A Start--But Only a Start
ESB Begins to Make Amends for Creating
River Erne Environmental Disaster
On March 7, 2000, some fifty years after creating one of the worst
environmental disasters in Ireland, the Electricity Supply Board announced it is
moving to lessen its impact on the famous salmon river, the Erne, at
Ballyshannon, Co. Donegal.
Detailing plans to erect a footbridge linking both sides of the town to the
west of the present road bridge, an ESB news release said it aimed to assist
"local amenities and tourism in the Ballyshannon area."
As a first step being taken to restore access to the scenic beauty that was
the pride of its inhabitants, and that annually drew tourists in large numbers ,
the Board is to be congratulated. And, having taken it, the Board is encouraged
to follow it with full acceptance of the proposed restoration of the Falls of
Assaroe. Restoration is technically feasible.
Missing from the press release, which is reproduced from the ESB's own web
page on the Internet, is any mention of the salmon fishery that made the Erne at
Ballyshannon one of the premier angling rivers in Ireland. Having to negotiate
the Falls served to promote the health of the stock, cleansing the fish as they
made their way upriver to spawn.
Such omission is regretted, but the fact that a start is being made, and only
a start, to make amends for the lack of planning foresight of an earlier
generation of engineers, English, Scots, German, Irish, is to be welcomed by all
readers of "A Home Page with an Irish Flavour" who enthusiastically campaign for
the restoration of the Falls of Assaroe.
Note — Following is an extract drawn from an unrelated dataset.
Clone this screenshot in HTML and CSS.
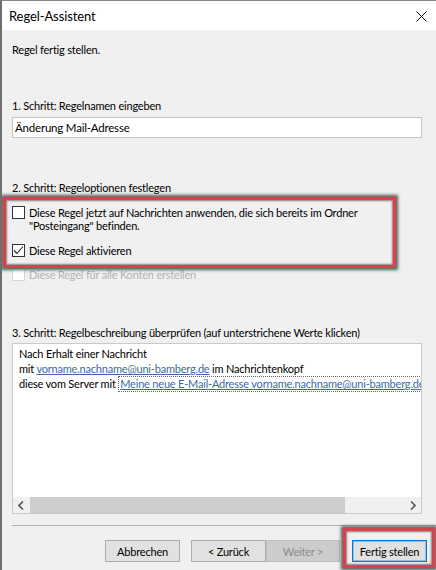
FILE: index.html
```html
<!DOCTYPE html>
<html lang="de">

<head>
    <meta charset="UTF-8">
    <meta name="viewport" content="width=device-width, initial-scale=1.0">
    <title>Regel-Assistent</title>
    <link rel="stylesheet" href="styles.css">
</head>

<body>
    <div class="window">
        <div class="titlebar">
            <span class="title">Regel-Assistent</span>
            <svg class="close" width="11" height="11" viewBox="0 0 11 11">
                <path d="M0.5 0.5L10.5 10.5M10.5 0.5L0.5 10.5" stroke="#111" stroke-width="1" fill="none" />
            </svg>
        </div>

        <div class="content">
            <p class="intro">Regel fertig stellen.</p>

            <p class="step step-name">1. Schritt: Regelnamen eingeben</p>
            <div class="textbox">Änderung Mail-Adresse</div>

            <p class="step step-options">2. Schritt: Regeloptionen festlegen</p>
            <div class="options">
                <div class="marked">
                    <label class="option">
                        <span class="check"></span>
                        <span>Diese Regel jetzt auf Nachrichten anwenden, die sich bereits im Ordner<br>"Posteingang" befinden.</span>
                    </label>
                    <label class="option">
                        <span class="check">
                            <svg width="11" height="11" viewBox="0 0 11 11">
                                <path d="M1 5.5L4 8.5L10 1.5" stroke="#222" stroke-width="1.1" fill="none" />
                            </svg>
                        </span>
                        <span>Diese Regel aktivieren</span>
                    </label>
                    <div class="mark mark-options"></div>
                </div>
                <label class="option disabled">
                    <span class="check"></span>
                    <span>Diese Regel für alle Konten erstellen</span>
                </label>
            </div>

            <p class="step step-desc">3. Schritt: Regelbeschreibung überprüfen (auf unterstrichene Werte klicken)</p>
            <div class="desc">
                <div class="desc-text">
                    <div>Nach Erhalt einer Nachricht</div>
                    <div>mit <a>vorname.nachname@uni-bamberg.de</a> im Nachrichtenkopf</div>
                    <div>diese vom Server mit <a class="focused">Meine neue E-Mail-Adresse vorname.nachname@uni-bamberg.de</a></div>
                </div>
                <div class="hscroll">
                    <span class="arrow">
                        <svg width="6" height="9" viewBox="0 0 6 9">
                            <path d="M5 0.5L1 4.5L5 8.5" stroke="#555" stroke-width="1.6" fill="none" />
                        </svg>
                    </span>
                    <span class="track"><span class="thumb"></span></span>
                    <span class="arrow">
                        <svg width="6" height="9" viewBox="0 0 6 9">
                            <path d="M1 0.5L5 4.5L1 8.5" stroke="#555" stroke-width="1.6" fill="none" />
                        </svg>
                    </span>
                </div>
            </div>

            <div class="footer">
                <button class="btn btn-cancel">Abbrechen</button>
                <button class="btn">&lt; Zurück</button>
                <button class="btn btn-next" disabled>Weiter &gt;</button>
                <span class="marked">
                    <button class="btn btn-default">Fertig stellen</button>
                    <span class="mark mark-finish"></span>
                </span>
            </div>
        </div>
    </div>
</body>

</html>
```

FILE: styles.css
```css
* {
    box-sizing: border-box;
}

body {
    margin: 0;
    font-family: Lato, "Open Sans", sans-serif;
    font-size: 11px;
    letter-spacing: -0.2px;
    color: #000;
    background-color: #f0f0f0;
}

.window {
    height: 100vh;
    border-left: 2px solid #6f6f6f;
    border-top: 1px solid #8a8a8a;
    overflow: hidden;
}

.titlebar {
    height: 29px;
    background-color: white;
    display: flex;
    align-items: center;
    justify-content: space-between;
    padding: 0 9px 0 7px;
}

.title {
    font-size: 13px;
    letter-spacing: -0.1px;
}

.close {
    margin-top: 1px;
}

.content {
    padding: 12px 14px 0 10px;
}

.content p {
    margin: 0;
    line-height: 16px;
}

.step-name {
    margin-top: 40px !important;
}

.textbox {
    margin-top: 3px;
    height: 21px;
    background-color: white;
    border: 1px solid #c4c4c4;
    padding: 0 2px;
    line-height: 19px;
    font-size: 11.5px;
}

.step-options {
    margin-top: 42px !important;
}

.options {
    margin-top: 10px;
    display: grid;
    gap: 11px;
}

.marked {
    position: relative;
    display: grid;
    gap: 12px;
}

.option {
    display: flex;
    align-items: flex-start;
    gap: 4px;
    line-height: 13px;
}

.check {
    flex: none;
    width: 13px;
    height: 13px;
    border: 1px solid #333;
    background-color: white;
    display: flex;
    justify-content: center;
    align-items: center;
}

.option.disabled {
    color: #b4b4b4;
}

.option.disabled .check {
    border-color: #d6d6d6;
}

.mark {
    position: absolute;
    border: 3px solid #d8404c;
    box-shadow: 0 0 3px 2px rgba(40, 40, 40, 0.75), inset 0 0 2px 1px rgba(40, 40, 40, 0.55);
    pointer-events: none;
}

.mark-options {
    top: -9px;
    left: -9px;
    right: 26px;
    bottom: -11px;
}

.step-desc {
    margin-top: 44px !important;
}

.desc {
    margin-top: 2px;
    height: 171px;
    background-color: white;
    border: 1px solid #cacaca;
    display: flex;
    flex-direction: column;
}

.desc-text {
    flex: 1;
    padding: 2px 0 0 6px;
    line-height: 15px;
    white-space: nowrap;
    overflow: hidden;
}

.desc-text a {
    color: #3b68ad;
    text-decoration: underline;
}

.desc-text a.focused {
    padding: 0 1px 1px 1px;
    border: 1px dotted #666;
}

.hscroll {
    height: 16px;
    display: flex;
    background-color: #f0f0f0;
}

.arrow {
    width: 16px;
    display: flex;
    justify-content: center;
    align-items: center;
}

.track {
    flex: 1;
    display: flex;
    align-items: stretch;
    padding: 0 1px;
}

.thumb {
    width: 315px;
    background-color: #cdcdcd;
}

.footer {
    margin: 11px -14px 0 0;
    border-top: 1px solid #b2b2b2;
    padding: 14px 9px 0 0;
    display: flex;
    justify-content: flex-end;
    align-items: flex-start;
}

.btn {
    width: 75px;
    height: 22px;
    padding: 0;
    font-family: inherit;
    font-size: 11px;
    letter-spacing: -0.2px;
    color: #000;
    background-color: #e1e1e1;
    border: 1px solid #adadad;
}

.btn-cancel {
    margin-right: 11px;
}

.btn-next {
    width: 74px;
    margin-right: 12px;
    color: #8a8a8a;
    background-color: #cccccc;
    border-color: #bfbfbf;
}

.btn-default {
    border-color: #0078d7;
    box-shadow: inset 0 0 0 1px rgba(0, 120, 215, 0.35);
}

.mark-finish {
    top: -12px;
    left: -9px;
    right: -8px;
    bottom: -6px;
}
```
A special word of thanks is due to
those in the schools of Ireland who have expressed support.
The ESB press release is as follows:
ESB PLANS AMENITY DEVELOPMENT NEAR HYDRO-ELECTRIC STATION
A programme aimed at assisting local amenities and tourism in the
Ballyshannon area has been proposed by ESB.
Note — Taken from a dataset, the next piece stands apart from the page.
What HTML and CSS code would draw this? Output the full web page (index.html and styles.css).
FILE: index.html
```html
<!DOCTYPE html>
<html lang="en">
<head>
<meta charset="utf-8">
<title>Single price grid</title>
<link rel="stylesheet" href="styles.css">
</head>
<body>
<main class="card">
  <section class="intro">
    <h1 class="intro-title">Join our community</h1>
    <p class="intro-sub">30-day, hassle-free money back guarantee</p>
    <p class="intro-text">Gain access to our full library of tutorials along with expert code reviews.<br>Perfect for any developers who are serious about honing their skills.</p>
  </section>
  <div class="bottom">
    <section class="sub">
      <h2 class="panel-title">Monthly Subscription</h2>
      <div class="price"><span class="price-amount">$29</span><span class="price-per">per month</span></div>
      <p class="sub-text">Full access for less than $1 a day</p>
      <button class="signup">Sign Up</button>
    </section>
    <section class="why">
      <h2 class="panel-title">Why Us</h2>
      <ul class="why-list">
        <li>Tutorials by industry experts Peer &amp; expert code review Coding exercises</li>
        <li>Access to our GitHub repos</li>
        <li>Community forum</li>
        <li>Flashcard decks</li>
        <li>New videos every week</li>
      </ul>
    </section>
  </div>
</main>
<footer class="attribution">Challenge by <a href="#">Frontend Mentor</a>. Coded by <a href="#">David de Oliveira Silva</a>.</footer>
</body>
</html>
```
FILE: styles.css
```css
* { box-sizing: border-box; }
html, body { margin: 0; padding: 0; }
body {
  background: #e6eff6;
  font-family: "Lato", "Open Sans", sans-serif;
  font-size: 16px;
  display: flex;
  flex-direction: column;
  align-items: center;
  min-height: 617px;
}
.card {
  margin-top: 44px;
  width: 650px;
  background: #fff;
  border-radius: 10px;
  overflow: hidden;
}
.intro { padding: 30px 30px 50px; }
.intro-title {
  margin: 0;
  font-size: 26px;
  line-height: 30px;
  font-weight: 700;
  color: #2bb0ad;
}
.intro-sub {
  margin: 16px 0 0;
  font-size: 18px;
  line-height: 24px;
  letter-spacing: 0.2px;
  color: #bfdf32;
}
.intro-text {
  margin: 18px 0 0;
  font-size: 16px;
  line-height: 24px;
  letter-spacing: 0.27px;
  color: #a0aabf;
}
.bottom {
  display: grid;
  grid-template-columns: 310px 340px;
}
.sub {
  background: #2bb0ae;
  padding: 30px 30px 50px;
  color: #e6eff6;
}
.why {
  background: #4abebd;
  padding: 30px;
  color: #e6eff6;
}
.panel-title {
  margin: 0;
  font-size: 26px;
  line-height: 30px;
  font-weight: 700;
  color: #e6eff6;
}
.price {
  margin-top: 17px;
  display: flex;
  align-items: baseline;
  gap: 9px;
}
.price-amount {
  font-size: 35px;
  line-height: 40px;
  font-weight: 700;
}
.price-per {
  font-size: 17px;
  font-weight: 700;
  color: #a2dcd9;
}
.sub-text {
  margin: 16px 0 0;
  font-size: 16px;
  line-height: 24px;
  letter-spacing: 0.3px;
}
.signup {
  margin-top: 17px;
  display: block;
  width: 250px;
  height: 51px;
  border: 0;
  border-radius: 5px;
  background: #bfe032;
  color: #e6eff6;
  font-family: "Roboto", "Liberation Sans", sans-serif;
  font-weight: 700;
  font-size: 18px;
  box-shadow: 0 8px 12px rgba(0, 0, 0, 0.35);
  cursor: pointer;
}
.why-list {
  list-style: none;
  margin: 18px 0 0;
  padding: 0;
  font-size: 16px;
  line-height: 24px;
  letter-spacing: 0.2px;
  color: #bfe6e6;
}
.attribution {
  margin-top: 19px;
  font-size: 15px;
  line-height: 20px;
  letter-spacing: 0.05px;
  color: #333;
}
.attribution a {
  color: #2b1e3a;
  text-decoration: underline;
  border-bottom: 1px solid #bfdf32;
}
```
To celebrate the 50th Anniversary of the commissioning of the first generator
at Cathaleen’s Fall, ESB propose to carry out some enhancement projects at the
tailrace area below Cathaleen’s Fall generating station in Ballyshannon,
including the building of a footbridge to a high standard, and the provision of
landscaped areas and seating for visitors.
As well as some landscaping along the tailrace, east of the existing
Ballyshannon bridge, it is planned to refurbish part of the tailrace banks on
both sides close to where the tailrace meets the estuary on the seaward side
where there is an existing weir and flume structure.
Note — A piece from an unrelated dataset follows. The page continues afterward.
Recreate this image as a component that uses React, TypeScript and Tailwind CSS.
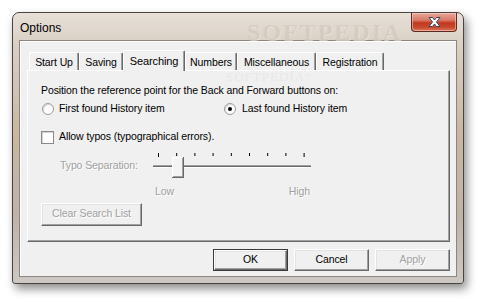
const tabs = [
  { label: "Start Up", w: "w-[50px]" },
  { label: "Saving", w: "w-[44px]" },
  { label: "Searching", w: "w-[62px]", active: true },
  { label: "Numbers", w: "w-[52px]" },
  { label: "Miscellaneous", w: "w-[79px]" },
  { label: "Registration", w: "w-[68px]" },
];

function Radio({ checked }: { checked?: boolean }) {
  return (
    <span className="flex h-[12px] w-[12px] items-center justify-center rounded-full border border-[#9c9c9c] bg-white shadow-[inset_1px_1px_1px_#d8d8d8]">
      {checked && <span className="h-[4px] w-[4px] rounded-full bg-black" />}
    </span>
  );
}

function Button({
  children,
  disabled,
  isDefault,
  className = "",
}: {
  children: React.ReactNode;
  disabled?: boolean;
  isDefault?: boolean;
  className?: string;
}) {
  return (
    <div
      className={`flex h-[22px] items-center justify-center ${
        isDefault ? "border border-[#3a3a3a]" : ""
      } ${className}`}
    >
      <div className="flex h-full w-full items-center justify-center border-l border-t border-white border-r-[#696969] border-b-[#696969] border-r border-b bg-[#f0f0f0] shadow-[inset_-1px_-1px_0_#a0a0a0,inset_1px_1px_0_#e3e3e3]">
        <span
          className={
            disabled
              ? "text-[#a0a0a0] [text-shadow:1px_1px_0_#ffffff]"
              : "text-black"
          }
        >
          {children}
        </span>
      </div>
    </div>
  );
}

function TrackBar() {
  const ticks = [0, 1, 2, 3, 4, 5, 6, 7, 8];
  return (
    <svg width="162" height="28" viewBox="0 0 162 28">
      {ticks.map((i) => (
        <line
          key={i}
          x1={7.5 + i * 18.2}
          x2={7.5 + i * 18.2}
          y1={1}
          y2={i === 0 || i === 8 ? 5 : 4}
          stroke="#000"
          strokeWidth="1"
        />
      ))}
      <line x1="2" x2="160" y1="13.5" y2="13.5" stroke="#a0a0a0" />
      <line x1="2" x2="160" y1="14.5" y2="14.5" stroke="#696969" />
      <line x1="2" x2="160" y1="15.5" y2="15.5" stroke="#ffffff" />
      <rect x="21.5" y="5.5" width="10" height="19" fill="#f4f4f4" stroke="#a0a0a0" />
      <line x1="21.5" x2="21.5" y1="5" y2="25" stroke="#ffffff" />
      <line x1="21" x2="32" y1="5.5" y2="5.5" stroke="#ffffff" />
      <line x1="32.5" x2="32.5" y1="5" y2="25" stroke="#696969" />
      <line x1="21" x2="33" y1="25.5" y2="25.5" stroke="#696969" />
    </svg>
  );
}

export default function App() {
  return (
    <div className="h-[305px] w-[484px] overflow-hidden bg-white pl-[12px] pt-[12px] font-['Liberation_Sans',Arial,sans-serif] text-[10.5px] tracking-[-0.1px] text-black">
      <div className="relative flex h-[272px] w-[452px] flex-col rounded-t-[7px] rounded-b-[3px] border border-[#4a4440] bg-[linear-gradient(180deg,#e7e0d8_0%,#d9cfc3_12%,#c9b6a3_45%,#bfb3a8_75%,#cdc8c3_100%)] shadow-[3px_5px_10px_rgba(0,0,0,0.45)]">
        {/* title bar */}
        <div className="relative flex h-[27px] items-start justify-between">
          <span className="pl-[7px] pt-[6px] text-[12px] tracking-normal text-black">Options</span>
          <span className="pointer-events-none absolute left-[234px] top-[1px] font-['Liberation_Serif',serif] text-[24px] font-bold tracking-[2px] text-[#cfc6bc] opacity-60 [text-shadow:1px_1px_0_#eee8e2]">
            SOFTPEDIA
          </span>
          <div className="relative mr-[6px] flex h-[19px] w-[46px] items-center justify-center rounded-b-[4px] border border-t-0 border-[#5b2a22] bg-[linear-gradient(180deg,#e9a899_0%,#d77a66_40%,#c2381f_55%,#c84a30_80%,#e07a5a_100%)] shadow-[inset_0_0_0_1px_rgba(255,220,210,0.5)]">
            <svg width="15" height="12" viewBox="0 0 15 12">
              <path
                d="M2 1.5 L5.5 1.5 L7.5 4 L9.5 1.5 L13 1.5 L9.5 6 L13 10.5 L9.5 10.5 L7.5 8 L5.5 10.5 L2 10.5 L5.5 6 Z"
                fill="#ffffff"
                stroke="#3a4455"
                strokeWidth="1"
                strokeLinejoin="round"
              />
            </svg>
          </div>
        </div>

        {/* client area */}
        <div className="mx-[6px] flex h-[237px] flex-col border border-[#8d857d] bg-[#f0f0f0] pl-[7px] pr-[6px] shadow-[inset_1px_1px_0_#ffffff]">
          {/* tabs */}
          <div className="ml-[2px] mt-[8px] flex h-[21px] items-end">
            {tabs.map((t) =>
              t.active ? (
                <div
                  key={t.label}
                  className={`${t.w} relative z-10 -mb-px flex h-[21px] items-start justify-center rounded-t-[2px] border-l border-t border-white border-r border-r-[#696969] bg-[#f0f0f0] pt-[2px] text-[11px] shadow-[inset_-1px_0_0_#a0a0a0]`}
                >
                  {t.label}
                </div>
              ) : (
                <div
                  key={t.label}
                  className={`${t.w} flex h-[18px] items-start justify-center rounded-t-[2px] border-l border-t border-white border-r border-r-[#696969] bg-[#f0f0f0] pt-[2px] shadow-[inset_-1px_0_0_#a0a0a0]`}
                >
                  {t.label}
                </div>
              ),
            )}
          </div>

          {/* tab panel */}
          <div className="relative flex h-[172px] w-[423px] flex-col border-l border-t border-white border-r border-b border-r-[#696969] border-b-[#696969] pl-[13px] shadow-[inset_-1px_-1px_0_#a0a0a0]">
            <span className="pointer-events-none absolute left-[198px] top-[-1px] font-['Liberation_Serif',serif] text-[13px] leading-[13px] tracking-[1px] text-[#e8e8e8]">
              SOFTPEDIA<sup className="text-[6px]">™</sup>
            </span>
            <div className="relative mt-[13px] leading-[13px]">
              Position the reference point for the Back and Forward buttons on:
            </div>
            <div className="relative mt-[5px] flex h-[14px] items-center">
              <div className="flex w-[183px] items-center">
                <span className="ml-[1px]">
                  <Radio />
                </span>
                <span className="ml-[5px]">First found History item</span>
              </div>
              <div className="flex items-center">
                <Radio checked />
                <span className="ml-[6px]">Last found History item</span>
              </div>
            </div>
            <div className="mt-[14px] flex h-[14px] items-center">
              <span className="h-[13px] w-[13px] border border-[#8a8a8a] bg-white shadow-[inset_1px_1px_1px_#d0d0d0]" />
              <span className="ml-[5px]">Allow typos (typographical errors).</span>
            </div>
            <div className="mt-[8px] flex items-start">
              <span className="ml-[19px] mt-[6px] w-[91px] text-[#a0a0a0] [text-shadow:1px_1px_0_#ffffff]">
                Typo Separation:
              </span>
              <TrackBar />
            </div>
            <div className="mt-[4px] flex w-[269px] justify-between pl-[114px] text-[#a0a0a0] [text-shadow:1px_1px_0_#ffffff]">
              <span>Low</span>
              <span>High</span>
            </div>
            <div className="mt-[3px]">
              <Button disabled className="h-[23px] w-[101px]">
                Clear Search List
              </Button>
            </div>
          </div>

          {/* dialog buttons */}
          <div className="mt-[7px] flex w-[423px] justify-end gap-[6px]">
            <Button isDefault className="w-[75px]">
              OK
            </Button>
            <Button className="w-[75px]">Cancel</Button>
            <Button disabled className="w-[75px]">
              Apply
            </Button>
          </div>
        </div>
      </div>
    </div>
  );
}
The area adjacent to the flume will be developed into a public park with park
furniture, shrub beds, pathways and access from the public roads. Part of the
proposal involves the construction of a footbridge across the Erne in that
location to link the two areas together.
Mr Pat Naughton, Station Manager, explained: “It is intended that the bridge
itself will be to a high standard of visual design and, it is expected, it will
enhance the view along the tailrace from the existing road bridge with the
estuary in the background.”
He said that seating areas would be provided in the public parks in the areas
at both sides of the river. It is expected that this development will provide a
natural facility for circular walks linking, as envisaged, the Mall and swimming
pool areas on the north side to the public road on the south side. It is hoped
also to provide wheelchair access in the park area.
“The area particularly lends itself to such development. The proposed park
will provide very pleasant views of Inis Saimer and the Mall Quay as well as
providing access close to the river,” continued Mr Naughton.